In an industry loaded with remakes and reboots, it is an astounding feat for a horror franchise to survive over thirty years with its original continuity intact. It is also amazing that a killer doll has become one of horror’s most beloved villains. A lot of the credit goes to actor Brad Dourif for sticking with the character the entire time (except for the 2019 remake) and providing the perfect chaotic energy for a serial killer trapped in a doll’s body. Credit also goes to the countless effects artists who have brought Chucky to life over the years with predominantly practical special effects. And of course, much of the credit goes to Don Mancini for having the vision to reinvent his character over and over in ways that continually capture the interest of old and new fans.
More Scary Doll Films
If those dolls aren’t enough to haunt your nightmares, here are a bunch more movies featuring haunted dolls, killer dolls, and dolls that are just plain creepy.
- Asylum (1972) is an anthology film. In its final story, a doctor creates a set of robot-like dolls that he wills his consciousness into. Of course, the dolls become murderous.
- Ghost Story (1974), set in the 1930s, features a creepy porcelain doll at the center of a haunting that threatens to drive a man mad.
- Kill Barbara With Panic (1974), aka Patayin mo sa Sindak si Barbara, is a movie from the Philippines about a woman who commits suicide and uses a doll as a portal to influence her own daughter in a plot for revenge.
- Trilogy of Terror (1975) contains a famous story starring Karen Black as a woman chased throughout her apartment by a killer Zuni fetish doll.
- Cathy’s Curse (1977) is about a young girl possessed by a doll she finds next to a portrait of her deceased aunt in the attic of her family’s house.
- The Pit (1981) stars a young boy who has conversations with his teddy bear. The bear gives the boy some very murderous thoughts involving a pit.
- Poltergeist (1982) isn’t about dolls, but it is a PG-rated film that has a scene with a clown doll that is etched in the minds of just about everyone who saw it when they were young.
- Curtains (1983) is a slasher movie that uses a frowning doll (which is neither alive nor a killer) to enhance the creepiness of certain scenes.
- Ghosthouse (1988) is an Italian film shot in the United States featuring a ghost girl instructed by a scary clown doll to kill. Maybe watch the Rifftrax version.
- Demon Wind (1990) has one scene where a demonic force turns a woman into a doll. The doll chastises her boyfriend before exploding and burning.
- Vaa Arugil Vaa (1991) is an Indian riff on Child’s Play in which a young woman transfers her spirit into a cute doll after being murdered by her horrible in-laws.
- Voodoo Dolls (1991) is about a school that is haunted because it’s built on cursed land, and it contains a laughable scene of voodoo dolls committing murder.
- Zapatlela (1993) is another Indian movie that lifts scenes from Child’s Play, though the doll in this one is completely goofy.
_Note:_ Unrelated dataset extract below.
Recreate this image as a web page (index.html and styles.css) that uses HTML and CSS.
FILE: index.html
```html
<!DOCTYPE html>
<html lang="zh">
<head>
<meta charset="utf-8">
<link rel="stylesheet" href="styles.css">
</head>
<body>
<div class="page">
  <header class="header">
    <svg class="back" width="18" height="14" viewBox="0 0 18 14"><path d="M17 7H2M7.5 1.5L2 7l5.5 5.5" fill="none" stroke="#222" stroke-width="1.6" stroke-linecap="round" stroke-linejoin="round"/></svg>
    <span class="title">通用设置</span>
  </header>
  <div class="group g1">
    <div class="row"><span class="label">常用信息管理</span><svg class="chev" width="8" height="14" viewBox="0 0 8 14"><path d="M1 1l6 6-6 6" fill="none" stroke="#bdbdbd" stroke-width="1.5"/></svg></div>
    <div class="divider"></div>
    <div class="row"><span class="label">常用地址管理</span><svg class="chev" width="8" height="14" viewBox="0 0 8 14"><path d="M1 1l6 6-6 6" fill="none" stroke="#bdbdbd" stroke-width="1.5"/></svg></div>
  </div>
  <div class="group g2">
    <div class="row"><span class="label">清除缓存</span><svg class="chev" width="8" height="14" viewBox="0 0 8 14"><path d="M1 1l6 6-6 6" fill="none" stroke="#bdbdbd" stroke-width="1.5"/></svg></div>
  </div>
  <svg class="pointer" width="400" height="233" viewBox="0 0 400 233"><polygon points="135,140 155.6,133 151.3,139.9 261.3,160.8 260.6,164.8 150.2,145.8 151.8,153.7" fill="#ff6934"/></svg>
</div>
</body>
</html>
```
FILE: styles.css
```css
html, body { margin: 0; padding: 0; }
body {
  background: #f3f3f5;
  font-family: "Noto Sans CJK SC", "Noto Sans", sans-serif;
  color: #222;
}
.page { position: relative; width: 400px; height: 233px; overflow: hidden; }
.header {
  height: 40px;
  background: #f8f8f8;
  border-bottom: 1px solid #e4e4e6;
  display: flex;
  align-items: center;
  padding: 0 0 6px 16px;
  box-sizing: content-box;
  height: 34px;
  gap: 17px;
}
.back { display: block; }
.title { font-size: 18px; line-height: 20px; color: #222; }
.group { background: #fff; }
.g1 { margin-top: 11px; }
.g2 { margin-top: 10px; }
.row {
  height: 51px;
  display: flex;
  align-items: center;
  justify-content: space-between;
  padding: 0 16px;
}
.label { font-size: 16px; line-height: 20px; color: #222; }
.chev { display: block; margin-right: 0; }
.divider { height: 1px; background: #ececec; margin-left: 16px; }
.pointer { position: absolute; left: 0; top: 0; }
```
- Kill Barbara With Panic (1995), aka Patayin sa Sindak si Barbara, is a remake of the 1974 film of the same name with a possessed doll causing a young girl to enact a dead woman’s plot for revenge.
- Ragdoll (1999) features a young man whose plan to use magic to get revenge backfires when the killer doll he unleashes comes after people he cares about.
- Marronnier (2003) is a low-budget Japanese flick about a dollmaker who murders women and turns them into wax dolls who come to life amid a number of bizarre sequences.
- The Doll Master (2004) is a South Korean film about a group of people invited to a remote doll museum to pose for a doll maker. Their trip does not go well.
- Occult Detective Club: The Doll Cemetery (2004) is based on a manga from Japanese horror master Hideshi Hino about killer dolls in a cemetery.
- Doll Graveyard (2005), directed by Charles Band who probably directed more killer doll movies than anyone, is about the spirit of a girl who brings dolls to life for murder.
- Tiki (2006) is a goofy low-budget film about a killer tiki doll sent to get revenge for a girl put into a coma after a prank gone wrong.
- The Telling (2009) is a horror anthology with a story about a doll reminiscent of Talky Tina (in personality, not in looks) that is out for murder.
- Ooga Booga (2013), another Charles Band doll movie, is about a young man who is killed by dirty cops and comes back for revenge as an African tribal doll. Karen Black makes an appearance in her final film role.
- Heidi (2014) is a found footage movie following two teenagers who find a haunted doll in an attic.
- Maria, Leonora, Teresa (2014) is a Filipino horror film about a trio of parents who receive haunted/killer dolls after their children are killed in a bus crash.
- Finders Keepers (2014) stars Jamie Pressley as a mother whose daughter finds a haunted doll in a house where a family was murdered. Tobin Bell also appears in the film.
- Doll Factory (2014) is a goofy, low-budget comedy featuring an army of killer dolls unleashed after a demonic ritual.
- Sorority Slaughterhouse (2015) stars Eric Roberts as the voice of Bobo, a clown doll on a rampage in a sorority house.
- Robert (2015), loosely inspired by the real Robert the doll, is a rather derivative story about a boy who receives a doll from a disgruntled housekeeper. Robert spawned multiple sequels.
- The Boy (2016) stars Lauren Cohan as a nanny who is instructed to care for a doll instead of a real child, though events make her wonder if the doll is actually alive.
- The Doll (2017), a Mongolian film, features one of the most ridiculous dolls ever. A woman buys a doll from a homeless person, and her dreams of the doll are just of a person in a doll costume shot from above so they look small.
- Clown Doll (2020) is a low budget movie with a killer clown that looks less like a doll and more like a creepy kid in a costume.
- Evil Little Things (2020) is yet another horror anthology, this one with each story involving a killer doll.
- M3GAN (2023) is more of an android than a doll, but she quickly earned a spot in the “best killer dolls” conversation with her dance moves and snarky personality.